## AIM OF THE EXERCISE
Reproduce each line of the material exactly, minus any picture.
------------------------
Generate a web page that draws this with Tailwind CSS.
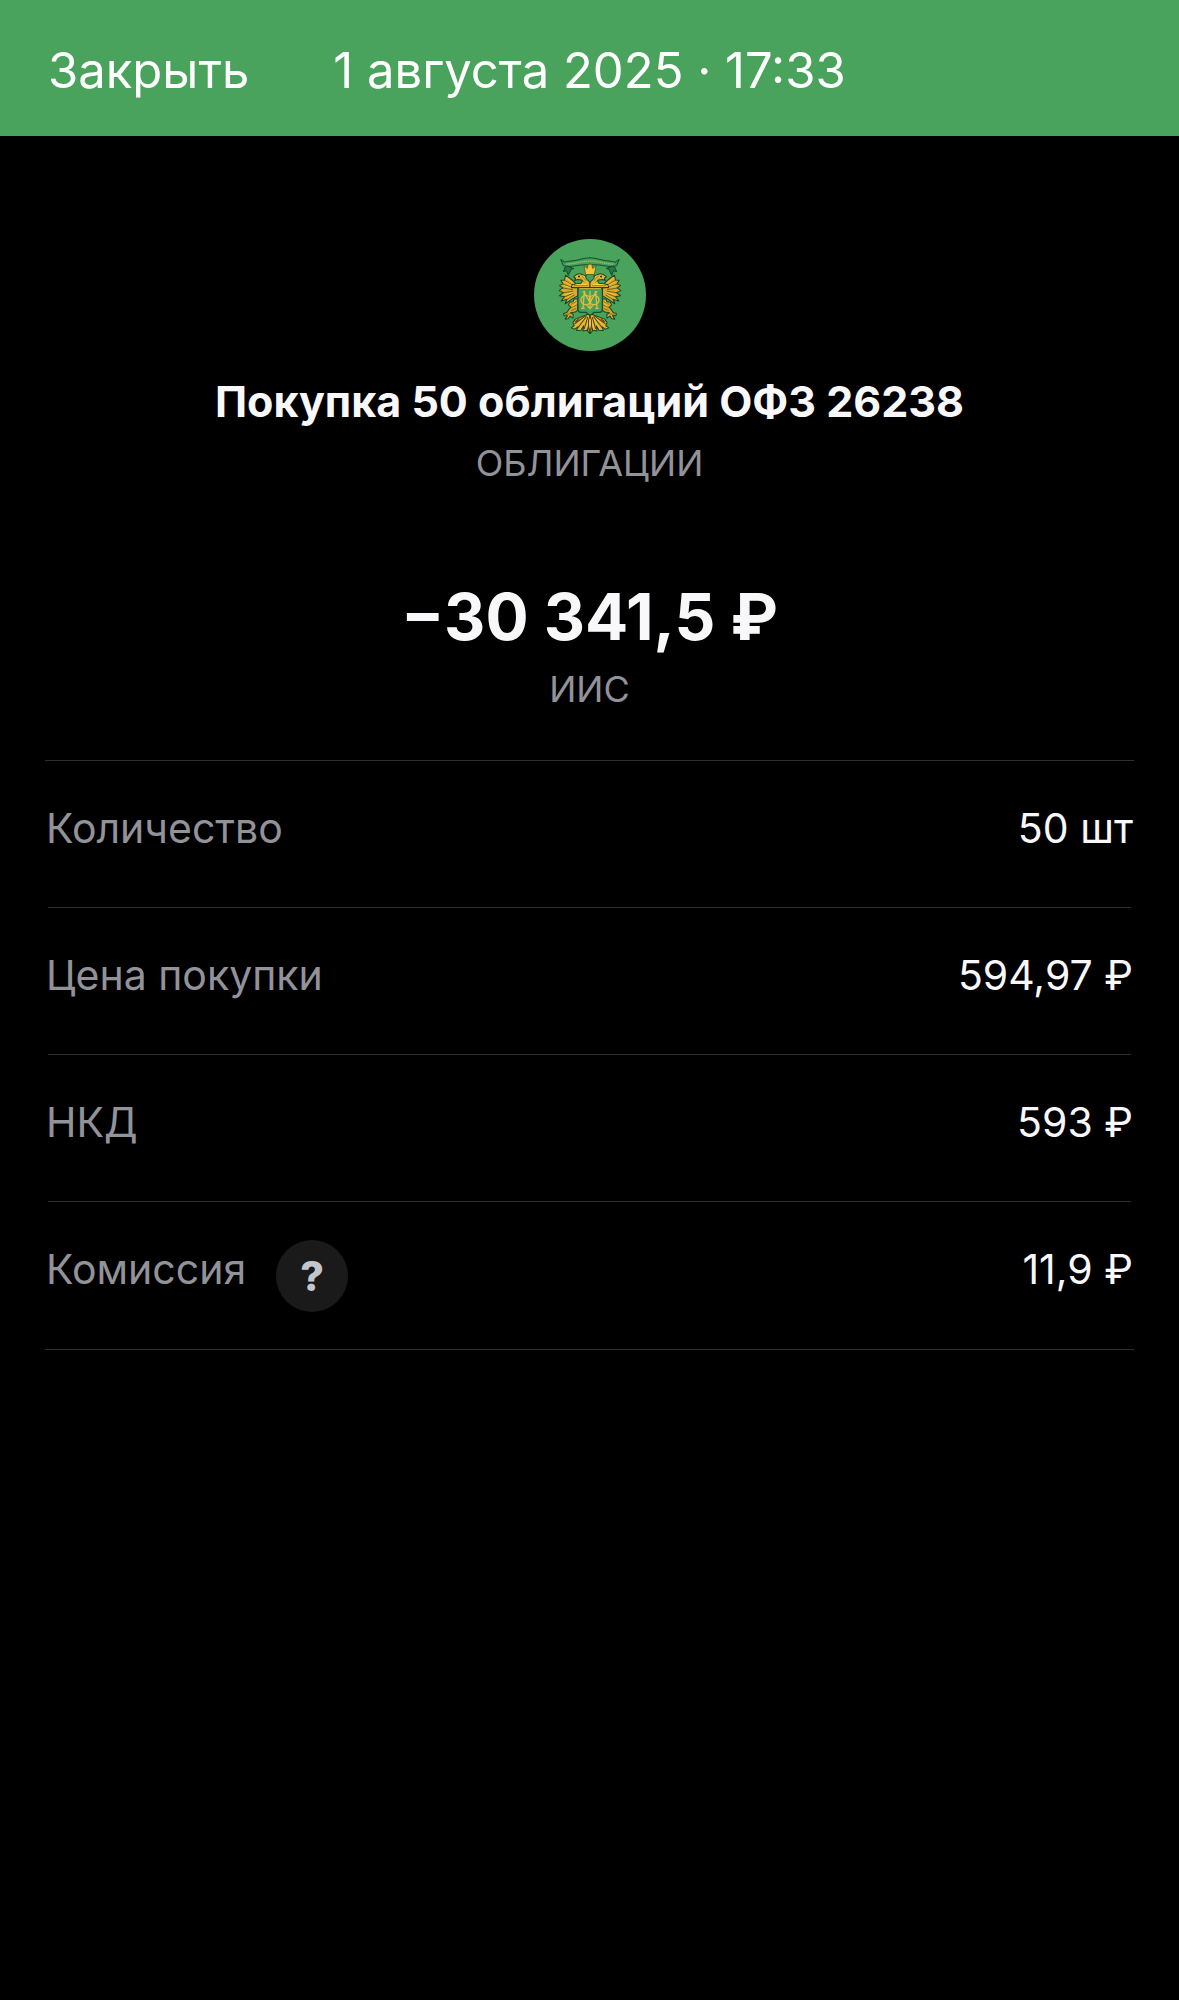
<!DOCTYPE html>
<html lang="ru">
<head>
  <meta charset="UTF-8" />
  <meta name="viewport" content="width=device-width, initial-scale=1.0"/>
  <title>Покупка 50 облигаций ОФЗ 26238</title>
  <script src="https://cdn.jsdelivr.net/npm/@tailwindcss/browser@4"></script>
</head>
<body class="bg-black min-h-screen font-['Inter','Noto_Sans',sans-serif] text-[#f8f8fa]">
  <header class="grid grid-cols-[1fr_auto_1fr] bg-[#4aa35c] px-12 pt-[41px] pb-[35px] text-[49px] leading-[60px] text-white">
    <button type="button" class="justify-self-start cursor-pointer">Закрыть</button>
    <time datetime="2025-08-01T17:33">1 августа 2025 · 17:33</time>
  </header>

  <main class="px-[45px] pt-[103px]">
    <section class="flex flex-col items-center text-center">
      <svg class="size-28" viewBox="28 28 334 334" fill="none" aria-hidden="true">
        <circle cx="195" cy="195" r="167" fill="#4aa35c"/>
        <defs>
          <!-- left half of the eagle, mirrored below -->
          <g id="half" stroke-linejoin="round" stroke-linecap="round">
            <!-- wing -->
            <path d="M158 168 C150 156 138 146 122 136 L119 150 L108 151 L114 161 L104 167 L114 174 L103 182 L116 188 L104 197 L119 200 L109 213 L126 208 L121 221 L140 208 L160 196 Z" fill="#dca926" stroke="#17452c" stroke-width="3"/>
            <path d="M119 151 L144 166 M113 162 L143 173 M113 174 L143 179 M116 188 L145 184 M120 200 L146 190 M127 208 L148 195" stroke="#3c3d16" stroke-width="2"/>
            <path d="M124 143 L150 164 M121 156 L146 169 M119 168 L146 175 M121 194 L146 186 M128 203 L148 190" stroke="#f8d54c" stroke-width="2"/>
            <!-- neck and head -->
            <path d="M195 173 L139 173 L142 164 L168 160 L173 152 C168 148 163 150 158 149 L149 152 L152 145 L146 141 C151 137 156 131 165 132 C176 133 186 142 195 156 Z" fill="#e7b72e" stroke="#17452c" stroke-width="3"/>
            <circle cx="162" cy="140" r="3" fill="#16311c"/>
            <path d="M170 138 L183 152 M167 145 L178 157 M148 167 H188" stroke="#7d6519" stroke-width="2"/>
            <path d="M176 137 L187 150 M153 164 H184" stroke="#ffdf5a" stroke-width="2"/>
            <!-- leg and claw -->
            <path d="M160 206 L147 207 L145 216 L134 216 L131 225 L138 232 L132 238 L126 247 L116 250 L118 257 L128 257 L121 267 L130 266 L136 258 L144 264 L145 253 L137 248 L151 246 L158 240 Z" fill="#d7a525" stroke="#18472b" stroke-width="3"/>
            <path d="M140 222 L154 214 M140 232 L155 225 M140 241 L153 236 M122 253 L136 251" stroke="#6b571b" stroke-width="2"/>
            <path d="M143 219 L153 211 M144 228 L154 220" stroke="#ffd74b" stroke-width="2"/>
            <!-- tail feathers -->
            <path d="M195 250 L178 257 L151 267 L144 278 L148 286 L139 293 L149 297 L159 290 L155 301 L168 300 L176 287 L174 302 L187 300 L191 287 L188 303 L195 310 Z" fill="#e0ad28" stroke="#18472b" stroke-width="3"/>
            <path d="M181 258 L150 280 M184 260 L160 291 M188 262 L178 295 M162 266 L152 274" stroke="#4b4619" stroke-width="3"/>
            <path d="M177 264 L151 289 M183 268 L166 296 M190 269 L184 294" stroke="#ffd447" stroke-width="2"/>
          </g>
          <g id="ribbon" stroke="#164f30" stroke-width="3" stroke-linejoin="round">
            <path d="M121 112 L116 125 L125 123 L130 136 L139 118 L146 116 L128 109 Z" fill="#267a48"/>
            <path d="M108 89 L116 108 L137 110 C158 106 176 104 196 104 V84 C173 84 155 94 132 94 L119 97 Z" fill="#43a15d"/>
          </g>
        </defs>
        <use href="#ribbon"/>
        <use href="#ribbon" transform="translate(390 0) scale(-1 1)"/>
        <path d="M195 86 V102" stroke="#43a15d" stroke-width="6"/>
        <path d="M124 103 C151 102 170 94 195 94 C220 94 239 102 266 103" stroke="#a8bd55" stroke-width="4" stroke-dasharray="4 2"/>
        <use href="#half"/>
        <use href="#half" transform="translate(390 0) scale(-1 1)"/>
        <path d="M183 133 H207 V145 L195 157 L183 145 Z" fill="#43a15d" stroke="#1c5530" stroke-width="3"/>
        <!-- crown -->
        <path d="M182 134 L177 108 L187 116 L190 103 H200 L203 116 L213 108 L208 134 Z" fill="#f2c238" stroke="#45501a" stroke-width="2" stroke-linejoin="round"/>
        <!-- shield with the monogram -->
        <path d="M159 174 H232 V238 Q232 246 222 247 H207 L195 256 L183 247 H169 Q159 246 159 238 Z" fill="#43a15d" stroke="#164f30" stroke-width="4"/>
        <path d="M163 176 H228" stroke="#d9b63a" stroke-width="3"/>
        <g stroke="#e3bb38" stroke-width="4">
          <path d="M178 185 L174 235 M212 185 L216 235 M178 187 L195 218 L212 187 M195 183 V238 M169 235 H179 M211 235 H221 M173 185 H181 M209 185 H217"/>
          <ellipse cx="183" cy="210" rx="15" ry="14"/>
          <ellipse cx="207" cy="210" rx="15" ry="14"/>
          <path d="M187 226 Q195 242 203 226"/>
        </g>
        <path d="M195 258 C189 270 188 285 195 304 C202 285 201 270 195 258 Z" fill="#f2c43a" stroke="#49451a" stroke-width="3"/>
      </svg>
      <h1 class="mt-6 text-[43px] leading-[52px] font-bold">Покупка 50 облигаций ОФЗ 26238</h1>
      <p class="mt-3.5 text-[36px] leading-11 text-[#929299]">ОБЛИГАЦИИ</p>
      <p class="mt-[92px] text-[64px] leading-20 font-bold">−30 341,5 ₽</p>
      <p class="mt-2.5 text-[36px] leading-11 text-[#929299]">ИИС</p>
    </section>

    <dl class="mt-[49px] border-y border-[#303030] text-[41px] leading-[52px]">
      <div class="grid grid-cols-[1fr_auto] px-px pt-[41px] after:col-span-2 after:mx-0.5 after:mt-[53px] after:h-px after:bg-[#303030]">
        <dt class="text-[#929299]">Количество</dt>
        <dd>50 шт</dd>
      </div>
      <div class="grid grid-cols-[1fr_auto] px-px pt-[41px] after:col-span-2 after:mx-0.5 after:mt-[53px] after:h-px after:bg-[#303030]">
        <dt class="text-[#929299]">Цена покупки</dt>
        <dd>594,97 ₽</dd>
      </div>
      <div class="grid grid-cols-[1fr_auto] px-px pt-[41px] after:col-span-2 after:mx-0.5 after:mt-[53px] after:h-px after:bg-[#303030]">
        <dt class="text-[#929299]">НКД</dt>
        <dd>593 ₽</dd>
      </div>
      <div class="grid grid-cols-[1fr_auto] px-px pt-[41px] pb-[54px]">
        <dt class="flex items-start gap-[30px] text-[#929299]">
          Комиссия
          <button type="button" aria-label="Подробнее о комиссии" class="-mt-[3px] -mb-[17px] size-[72px] rounded-full bg-[#1a1a1a] font-extrabold text-[#c3c6cc] cursor-pointer">?</button>
        </dt>
        <dd>11,9 ₽</dd>
      </div>
    </dl>
  </main>
</body>
</html>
------------------------
## OUTPUT OF THE TASK
Generate a web page that draws this with Tailwind CSS.
<!DOCTYPE html>
<html lang="ru">
<head>
  <meta charset="UTF-8" />
  <meta name="viewport" content="width=device-width, initial-scale=1.0"/>
  <title>Покупка 50 облигаций ОФЗ 26238</title>
  <script src="https://cdn.jsdelivr.net/npm/@tailwindcss/browser@4"></script>
</head>
<body class="bg-black min-h-screen font-['Inter','Noto_Sans',sans-serif] text-[#f8f8fa]">
  <header class="grid grid-cols-[1fr_auto_1fr] bg-[#4aa35c] px-12 pt-[41px] pb-[35px] text-[49px] leading-[60px] text-white">
    <button type="button" class="justify-self-start cursor-pointer">Закрыть</button>
    <time datetime="2025-08-01T17:33">1 августа 2025 · 17:33</time>
  </header>

  <main class="px-[45px] pt-[103px]">
    <section class="flex flex-col items-center text-center">
      <svg class="size-28" viewBox="28 28 334 334" fill="none" aria-hidden="true">
        <circle cx="195" cy="195" r="167" fill="#4aa35c"/>
        <defs>
          <!-- left half of the eagle, mirrored below -->
          <g id="half" stroke-linejoin="round" stroke-linecap="round">
            <!-- wing -->
            <path d="M158 168 C150 156 138 146 122 136 L119 150 L108 151 L114 161 L104 167 L114 174 L103 182 L116 188 L104 197 L119 200 L109 213 L126 208 L121 221 L140 208 L160 196 Z" fill="#dca926" stroke="#17452c" stroke-width="3"/>
            <path d="M119 151 L144 166 M113 162 L143 173 M113 174 L143 179 M116 188 L145 184 M120 200 L146 190 M127 208 L148 195" stroke="#3c3d16" stroke-width="2"/>
            <path d="M124 143 L150 164 M121 156 L146 169 M119 168 L146 175 M121 194 L146 186 M128 203 L148 190" stroke="#f8d54c" stroke-width="2"/>
            <!-- neck and head -->
            <path d="M195 173 L139 173 L142 164 L168 160 L173 152 C168 148 163 150 158 149 L149 152 L152 145 L146 141 C151 137 156 131 165 132 C176 133 186 142 195 156 Z" fill="#e7b72e" stroke="#17452c" stroke-width="3"/>
            <circle cx="162" cy="140" r="3" fill="#16311c"/>
            <path d="M170 138 L183 152 M167 145 L178 157 M148 167 H188" stroke="#7d6519" stroke-width="2"/>
            <path d="M176 137 L187 150 M153 164 H184" stroke="#ffdf5a" stroke-width="2"/>
            <!-- leg and claw -->
            <path d="M160 206 L147 207 L145 216 L134 216 L131 225 L138 232 L132 238 L126 247 L116 250 L118 257 L128 257 L121 267 L130 266 L136 258 L144 264 L145 253 L137 248 L151 246 L158 240 Z" fill="#d7a525" stroke="#18472b" stroke-width="3"/>
            <path d="M140 222 L154 214 M140 232 L155 225 M140 241 L153 236 M122 253 L136 251" stroke="#6b571b" stroke-width="2"/>
            <path d="M143 219 L153 211 M144 228 L154 220" stroke="#ffd74b" stroke-width="2"/>
            <!-- tail feathers -->
            <path d="M195 250 L178 257 L151 267 L144 278 L148 286 L139 293 L149 297 L159 290 L155 301 L168 300 L176 287 L174 302 L187 300 L191 287 L188 303 L195 310 Z" fill="#e0ad28" stroke="#18472b" stroke-width="3"/>
            <path d="M181 258 L150 280 M184 260 L160 291 M188 262 L178 295 M162 266 L152 274" stroke="#4b4619" stroke-width="3"/>
            <path d="M177 264 L151 289 M183 268 L166 296 M190 269 L184 294" stroke="#ffd447" stroke-width="2"/>
          </g>
          <g id="ribbon" stroke="#164f30" stroke-width="3" stroke-linejoin="round">
            <path d="M121 112 L116 125 L125 123 L130 136 L139 118 L146 116 L128 109 Z" fill="#267a48"/>
            <path d="M108 89 L116 108 L137 110 C158 106 176 104 196 104 V84 C173 84 155 94 132 94 L119 97 Z" fill="#43a15d"/>
          </g>
        </defs>
        <use href="#ribbon"/>
        <use href="#ribbon" transform="translate(390 0) scale(-1 1)"/>
        <path d="M195 86 V102" stroke="#43a15d" stroke-width="6"/>
        <path d="M124 103 C151 102 170 94 195 94 C220 94 239 102 266 103" stroke="#a8bd55" stroke-width="4" stroke-dasharray="4 2"/>
        <use href="#half"/>
        <use href="#half" transform="translate(390 0) scale(-1 1)"/>
        <path d="M183 133 H207 V145 L195 157 L183 145 Z" fill="#43a15d" stroke="#1c5530" stroke-width="3"/>
        <!-- crown -->
        <path d="M182 134 L177 108 L187 116 L190 103 H200 L203 116 L213 108 L208 134 Z" fill="#f2c238" stroke="#45501a" stroke-width="2" stroke-linejoin="round"/>
        <!-- shield with the monogram -->
        <path d="M159 174 H232 V238 Q232 246 222 247 H207 L195 256 L183 247 H169 Q159 246 159 238 Z" fill="#43a15d" stroke="#164f30" stroke-width="4"/>
        <path d="M163 176 H228" stroke="#d9b63a" stroke-width="3"/>
        <g stroke="#e3bb38" stroke-width="4">
          <path d="M178 185 L174 235 M212 185 L216 235 M178 187 L195 218 L212 187 M195 183 V238 M169 235 H179 M211 235 H221 M173 185 H181 M209 185 H217"/>
          <ellipse cx="183" cy="210" rx="15" ry="14"/>
          <ellipse cx="207" cy="210" rx="15" ry="14"/>
          <path d="M187 226 Q195 242 203 226"/>
        </g>
        <path d="M195 258 C189 270 188 285 195 304 C202 285 201 270 195 258 Z" fill="#f2c43a" stroke="#49451a" stroke-width="3"/>
      </svg>
      <h1 class="mt-6 text-[43px] leading-[52px] font-bold">Покупка 50 облигаций ОФЗ 26238</h1>
      <p class="mt-3.5 text-[36px] leading-11 text-[#929299]">ОБЛИГАЦИИ</p>
      <p class="mt-[92px] text-[64px] leading-20 font-bold">−30 341,5 ₽</p>
      <p class="mt-2.5 text-[36px] leading-11 text-[#929299]">ИИС</p>
    </section>

    <dl class="mt-[49px] border-y border-[#303030] text-[41px] leading-[52px]">
      <div class="grid grid-cols-[1fr_auto] px-px pt-[41px] after:col-span-2 after:mx-0.5 after:mt-[53px] after:h-px after:bg-[#303030]">
        <dt class="text-[#929299]">Количество</dt>
        <dd>50 шт</dd>
      </div>
      <div class="grid grid-cols-[1fr_auto] px-px pt-[41px] after:col-span-2 after:mx-0.5 after:mt-[53px] after:h-px after:bg-[#303030]">
        <dt class="text-[#929299]">Цена покупки</dt>
        <dd>594,97 ₽</dd>
      </div>
      <div class="grid grid-cols-[1fr_auto] px-px pt-[41px] after:col-span-2 after:mx-0.5 after:mt-[53px] after:h-px after:bg-[#303030]">
        <dt class="text-[#929299]">НКД</dt>
        <dd>593 ₽</dd>
      </div>
      <div class="grid grid-cols-[1fr_auto] px-px pt-[41px] pb-[54px]">
        <dt class="flex items-start gap-[30px] text-[#929299]">
          Комиссия
          <button type="button" aria-label="Подробнее о комиссии" class="-mt-[3px] -mb-[17px] size-[72px] rounded-full bg-[#1a1a1a] font-extrabold text-[#c3c6cc] cursor-pointer">?</button>
        </dt>
        <dd>11,9 ₽</dd>
      </div>
    </dl>
  </main>
</body>
</html>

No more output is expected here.